Rekonstruktion der Netzpolitik-Affäre: Int­rigen, Kon­f­likte und Gefühle

von Dr. Christian Rath

22.09.2015

2/9: Warum hat Generalbundesanwalt Range einen externen Gutachter eingeschaltet?

Zunächst landete der Fall bei ihm nur als Anfrage des LKA Berlin. Dort wollte man wissen, ob er den Fall übernehmen will. Die Bundesanwaltschaft (BAW) legte daraufhin einen Prüfvorgang an. Als dann aber das BfV-Gutachten zum Schluss kam, dass es bei den Veröffentlichungen von Netzpolitik um Staatsgeheimnisse ging, sahen Mitarbeiter der Bundesanwaltschaft einen Anfangsverdacht gemäß §§ 93 ff StGB.

Vermutlich tendierte das Staatsschutz-Referat der BAW eher zu Ermittlungen, während FDP-Mitglied Range eher zögerlich war. Da die Staatsanwaltschaft eine hierarchische Behörde ist, hätte er das Referat zwar durchaus anweisen können, den Vorgang nach Berlin zurückzugeben. So hätte man verneinen können, dass überhaupt ein Staatsgeheimnis vorlag oder annehmen, dass die Veröffentlichung jedenfalls durch die Pressefreiheit gerechtfertigt war. Doch dann hätte Range sich nicht nur in Konflikt zu seinen Spezialisten, sondern auch zum Bundesamt für Verfassungsschutz begeben.

In dieser Konstellation mag die Einschaltung eines externen Gutachters attraktiv gewesen sein, damit alle Beteiligten vermeintlich das Gesicht wahren können. Aus sachlichen Gründen war dies zwar völlig unnötig, schließlich hat die Bundesanwaltschaft selbst genug Sachkunde für solche Fragen. Aber für den konfliktscheuen Range könnte es wie ein elegante Lösung ausgesehen haben.
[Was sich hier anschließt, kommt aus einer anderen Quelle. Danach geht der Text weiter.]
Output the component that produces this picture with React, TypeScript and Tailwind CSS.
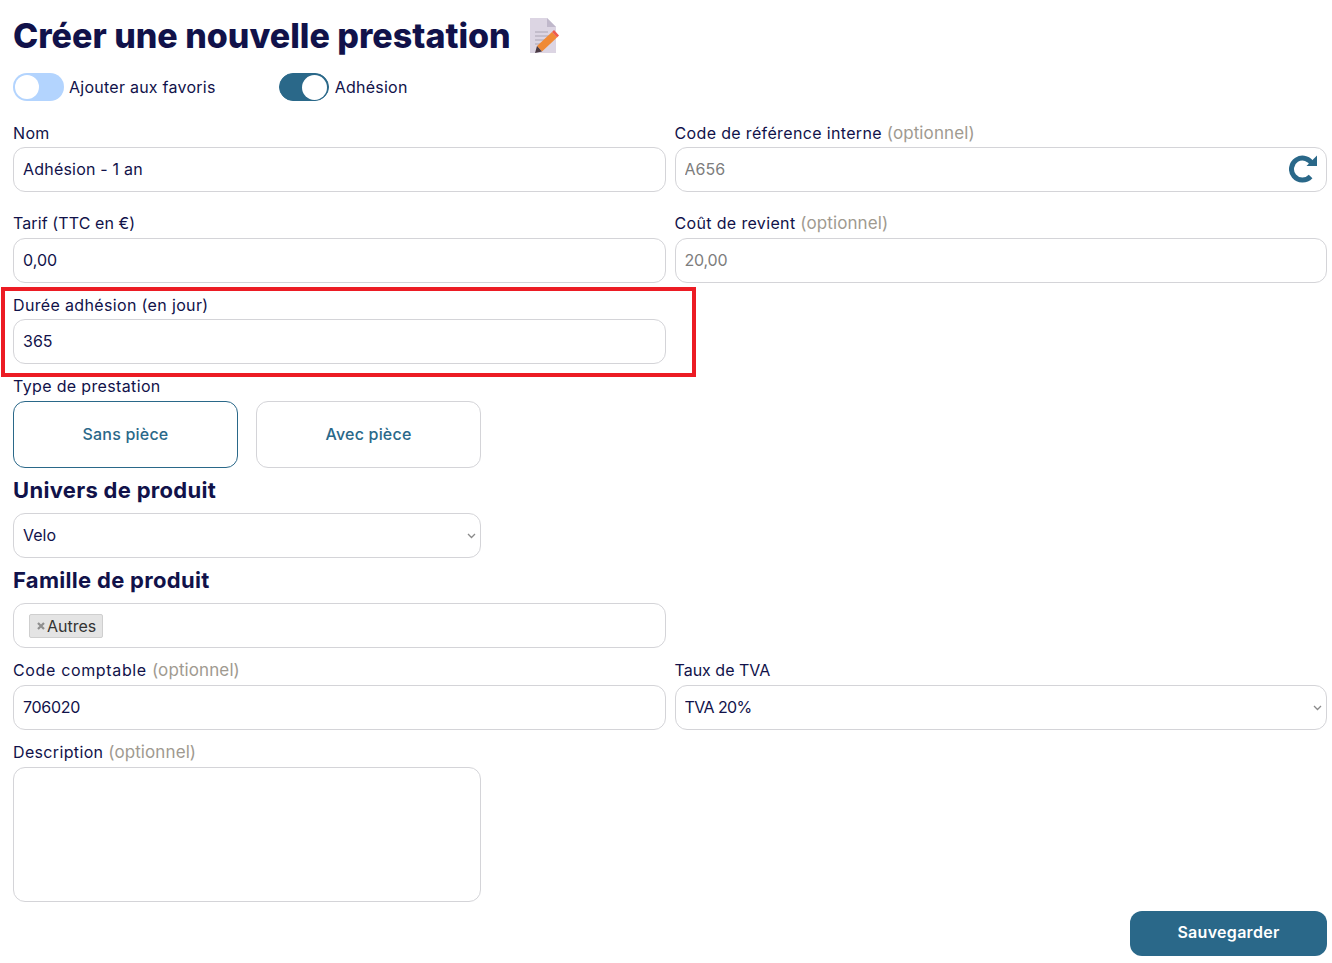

Möglicherweise fand er es sogar schon mutig, nicht einfach die Wertung des Verfassungsschutzes zu übernehmen. Schließlich folgte, als sie 1982 in der Langemann-Affäre gegen die Zeitschrift Konkret ermittelte, die Bundesanwaltschaft  noch ganz selbstverständlich den Gutachten von BND und BfV, die eine Verletzung von Staatsgeheimnissen sahen.

Als Gutachter wurde der junge Rechtsprofessor Jan-Hendrik Dietrich von der Hochschule des Bundes für öffentliche Verwaltung beauftragt. Er lehrt zwar am Fachbereich Nachrichtendienste, ist aber wissenschaftlich unabhängig.